▶ _Collected data_:
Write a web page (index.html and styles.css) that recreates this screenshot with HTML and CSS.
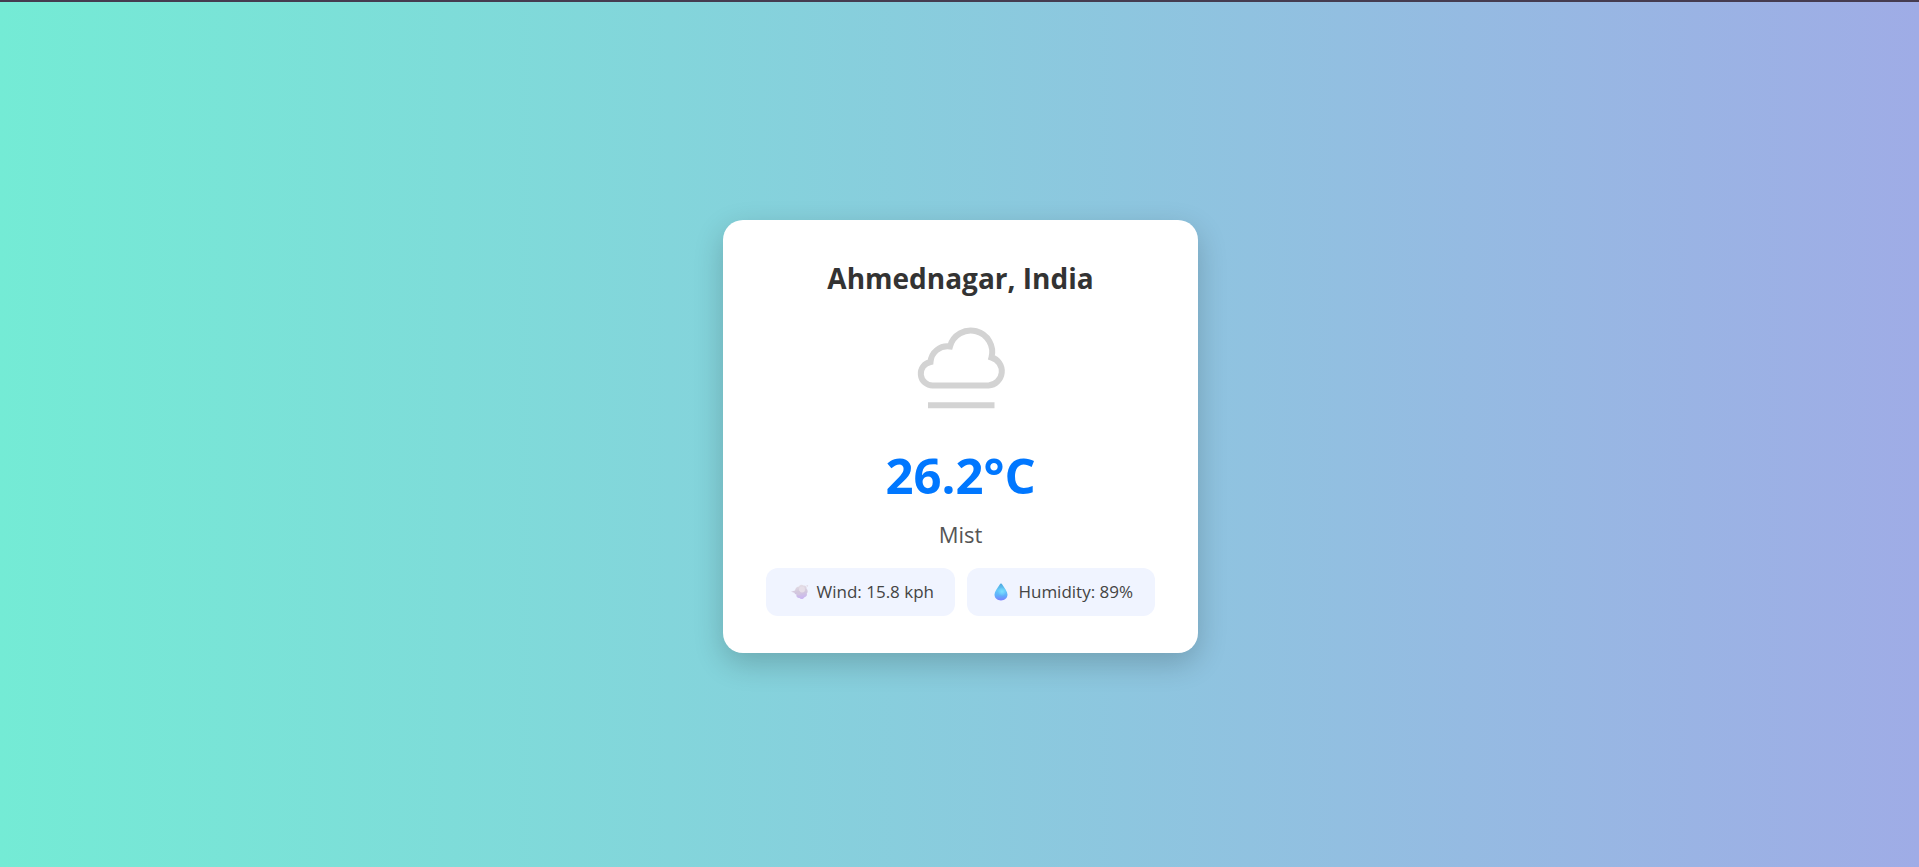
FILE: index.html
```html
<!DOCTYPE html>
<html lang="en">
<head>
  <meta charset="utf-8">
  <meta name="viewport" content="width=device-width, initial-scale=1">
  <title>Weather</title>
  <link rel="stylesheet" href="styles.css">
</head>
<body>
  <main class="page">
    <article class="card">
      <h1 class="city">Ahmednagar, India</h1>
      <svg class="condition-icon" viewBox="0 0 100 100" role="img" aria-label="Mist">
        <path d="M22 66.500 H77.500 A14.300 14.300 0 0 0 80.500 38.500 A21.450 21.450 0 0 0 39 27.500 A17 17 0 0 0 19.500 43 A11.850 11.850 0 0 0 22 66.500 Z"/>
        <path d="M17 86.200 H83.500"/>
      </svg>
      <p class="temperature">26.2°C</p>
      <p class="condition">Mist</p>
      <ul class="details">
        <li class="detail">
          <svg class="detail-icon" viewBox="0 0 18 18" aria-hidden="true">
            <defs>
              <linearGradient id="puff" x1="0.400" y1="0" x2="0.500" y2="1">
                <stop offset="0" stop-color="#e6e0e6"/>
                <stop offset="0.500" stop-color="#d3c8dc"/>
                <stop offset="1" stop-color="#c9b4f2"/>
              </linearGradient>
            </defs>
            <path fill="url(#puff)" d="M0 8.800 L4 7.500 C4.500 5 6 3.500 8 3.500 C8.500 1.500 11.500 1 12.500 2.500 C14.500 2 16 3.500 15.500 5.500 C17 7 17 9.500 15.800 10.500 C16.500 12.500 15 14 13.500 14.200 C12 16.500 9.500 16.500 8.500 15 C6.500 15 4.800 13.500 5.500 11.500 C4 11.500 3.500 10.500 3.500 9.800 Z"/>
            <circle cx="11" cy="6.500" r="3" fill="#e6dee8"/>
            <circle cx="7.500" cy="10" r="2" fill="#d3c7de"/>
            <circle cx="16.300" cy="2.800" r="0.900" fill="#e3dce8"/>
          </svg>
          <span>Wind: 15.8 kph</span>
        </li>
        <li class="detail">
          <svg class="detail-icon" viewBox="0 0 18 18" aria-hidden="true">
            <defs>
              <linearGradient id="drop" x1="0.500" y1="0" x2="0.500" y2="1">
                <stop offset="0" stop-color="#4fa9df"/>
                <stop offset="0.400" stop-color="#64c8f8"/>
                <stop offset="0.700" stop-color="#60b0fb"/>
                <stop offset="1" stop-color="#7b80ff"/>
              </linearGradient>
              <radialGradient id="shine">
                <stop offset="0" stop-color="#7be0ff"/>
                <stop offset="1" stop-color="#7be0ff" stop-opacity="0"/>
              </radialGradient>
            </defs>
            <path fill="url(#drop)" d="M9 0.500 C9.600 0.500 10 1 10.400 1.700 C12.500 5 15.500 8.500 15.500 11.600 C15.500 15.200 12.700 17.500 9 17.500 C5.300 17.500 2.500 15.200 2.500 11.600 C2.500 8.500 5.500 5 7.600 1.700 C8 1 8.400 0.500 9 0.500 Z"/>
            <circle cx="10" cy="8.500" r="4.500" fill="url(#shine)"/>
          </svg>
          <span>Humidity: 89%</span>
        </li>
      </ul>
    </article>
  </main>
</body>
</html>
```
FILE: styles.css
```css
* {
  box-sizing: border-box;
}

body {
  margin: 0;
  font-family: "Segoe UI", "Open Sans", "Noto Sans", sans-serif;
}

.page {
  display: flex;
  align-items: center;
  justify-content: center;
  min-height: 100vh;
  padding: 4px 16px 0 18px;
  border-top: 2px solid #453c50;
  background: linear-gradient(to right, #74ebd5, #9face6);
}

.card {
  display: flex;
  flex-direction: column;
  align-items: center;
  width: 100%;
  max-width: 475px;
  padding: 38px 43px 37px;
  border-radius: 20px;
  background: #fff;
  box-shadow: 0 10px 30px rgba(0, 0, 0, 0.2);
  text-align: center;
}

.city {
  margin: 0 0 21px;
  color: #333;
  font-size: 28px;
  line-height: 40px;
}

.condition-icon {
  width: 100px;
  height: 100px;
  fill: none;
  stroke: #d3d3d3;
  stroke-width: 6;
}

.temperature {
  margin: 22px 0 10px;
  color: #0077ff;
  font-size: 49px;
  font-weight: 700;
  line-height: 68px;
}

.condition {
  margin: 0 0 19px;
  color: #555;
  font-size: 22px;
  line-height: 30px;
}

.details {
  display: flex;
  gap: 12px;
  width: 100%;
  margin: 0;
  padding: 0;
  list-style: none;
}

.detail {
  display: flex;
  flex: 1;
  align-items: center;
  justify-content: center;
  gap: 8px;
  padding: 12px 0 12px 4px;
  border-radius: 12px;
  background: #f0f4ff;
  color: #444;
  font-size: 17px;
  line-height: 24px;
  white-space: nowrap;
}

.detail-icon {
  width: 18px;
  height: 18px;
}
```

▶ _Description of the task_: Reproduce the data above in full, exactly as it is, with the pictures left out.

▶ _Written response_:
Write a web page (index.html and styles.css) that recreates this screenshot with HTML and CSS.
FILE: index.html
```html
<!DOCTYPE html>
<html lang="en">
<head>
  <meta charset="utf-8">
  <meta name="viewport" content="width=device-width, initial-scale=1">
  <title>Weather</title>
  <link rel="stylesheet" href="styles.css">
</head>
<body>
  <main class="page">
    <article class="card">
      <h1 class="city">Ahmednagar, India</h1>
      <svg class="condition-icon" viewBox="0 0 100 100" role="img" aria-label="Mist">
        <path d="M22 66.500 H77.500 A14.300 14.300 0 0 0 80.500 38.500 A21.450 21.450 0 0 0 39 27.500 A17 17 0 0 0 19.500 43 A11.850 11.850 0 0 0 22 66.500 Z"/>
        <path d="M17 86.200 H83.500"/>
      </svg>
      <p class="temperature">26.2°C</p>
      <p class="condition">Mist</p>
      <ul class="details">
        <li class="detail">
          <svg class="detail-icon" viewBox="0 0 18 18" aria-hidden="true">
            <defs>
              <linearGradient id="puff" x1="0.400" y1="0" x2="0.500" y2="1">
                <stop offset="0" stop-color="#e6e0e6"/>
                <stop offset="0.500" stop-color="#d3c8dc"/>
                <stop offset="1" stop-color="#c9b4f2"/>
              </linearGradient>
            </defs>
            <path fill="url(#puff)" d="M0 8.800 L4 7.500 C4.500 5 6 3.500 8 3.500 C8.500 1.500 11.500 1 12.500 2.500 C14.500 2 16 3.500 15.500 5.500 C17 7 17 9.500 15.800 10.500 C16.500 12.500 15 14 13.500 14.200 C12 16.500 9.500 16.500 8.500 15 C6.500 15 4.800 13.500 5.500 11.500 C4 11.500 3.500 10.500 3.500 9.800 Z"/>
            <circle cx="11" cy="6.500" r="3" fill="#e6dee8"/>
            <circle cx="7.500" cy="10" r="2" fill="#d3c7de"/>
            <circle cx="16.300" cy="2.800" r="0.900" fill="#e3dce8"/>
          </svg>
          <span>Wind: 15.8 kph</span>
        </li>
        <li class="detail">
          <svg class="detail-icon" viewBox="0 0 18 18" aria-hidden="true">
            <defs>
              <linearGradient id="drop" x1="0.500" y1="0" x2="0.500" y2="1">
                <stop offset="0" stop-color="#4fa9df"/>
                <stop offset="0.400" stop-color="#64c8f8"/>
                <stop offset="0.700" stop-color="#60b0fb"/>
                <stop offset="1" stop-color="#7b80ff"/>
              </linearGradient>
              <radialGradient id="shine">
                <stop offset="0" stop-color="#7be0ff"/>
                <stop offset="1" stop-color="#7be0ff" stop-opacity="0"/>
              </radialGradient>
            </defs>
            <path fill="url(#drop)" d="M9 0.500 C9.600 0.500 10 1 10.400 1.700 C12.500 5 15.500 8.500 15.500 11.600 C15.500 15.200 12.700 17.500 9 17.500 C5.300 17.500 2.500 15.200 2.500 11.600 C2.500 8.500 5.500 5 7.600 1.700 C8 1 8.400 0.500 9 0.500 Z"/>
            <circle cx="10" cy="8.500" r="4.500" fill="url(#shine)"/>
          </svg>
          <span>Humidity: 89%</span>
        </li>
      </ul>
    </article>
  </main>
</body>
</html>
```
FILE: styles.css
```css
* {
  box-sizing: border-box;
}

body {
  margin: 0;
  font-family: "Segoe UI", "Open Sans", "Noto Sans", sans-serif;
}

.page {
  display: flex;
  align-items: center;
  justify-content: center;
  min-height: 100vh;
  padding: 4px 16px 0 18px;
  border-top: 2px solid #453c50;
  background: linear-gradient(to right, #74ebd5, #9face6);
}

.card {
  display: flex;
  flex-direction: column;
  align-items: center;
  width: 100%;
  max-width: 475px;
  padding: 38px 43px 37px;
  border-radius: 20px;
  background: #fff;
  box-shadow: 0 10px 30px rgba(0, 0, 0, 0.2);
  text-align: center;
}

.city {
  margin: 0 0 21px;
  color: #333;
  font-size: 28px;
  line-height: 40px;
}

.condition-icon {
  width: 100px;
  height: 100px;
  fill: none;
  stroke: #d3d3d3;
  stroke-width: 6;
}

.temperature {
  margin: 22px 0 10px;
  color: #0077ff;
  font-size: 49px;
  font-weight: 700;
  line-height: 68px;
}

.condition {
  margin: 0 0 19px;
  color: #555;
  font-size: 22px;
  line-height: 30px;
}

.details {
  display: flex;
  gap: 12px;
  width: 100%;
  margin: 0;
  padding: 0;
  list-style: none;
}

.detail {
  display: flex;
  flex: 1;
  align-items: center;
  justify-content: center;
  gap: 8px;
  padding: 12px 0 12px 4px;
  border-radius: 12px;
  background: #f0f4ff;
  color: #444;
  font-size: 17px;
  line-height: 24px;
  white-space: nowrap;
}

.detail-icon {
  width: 18px;
  height: 18px;
}
```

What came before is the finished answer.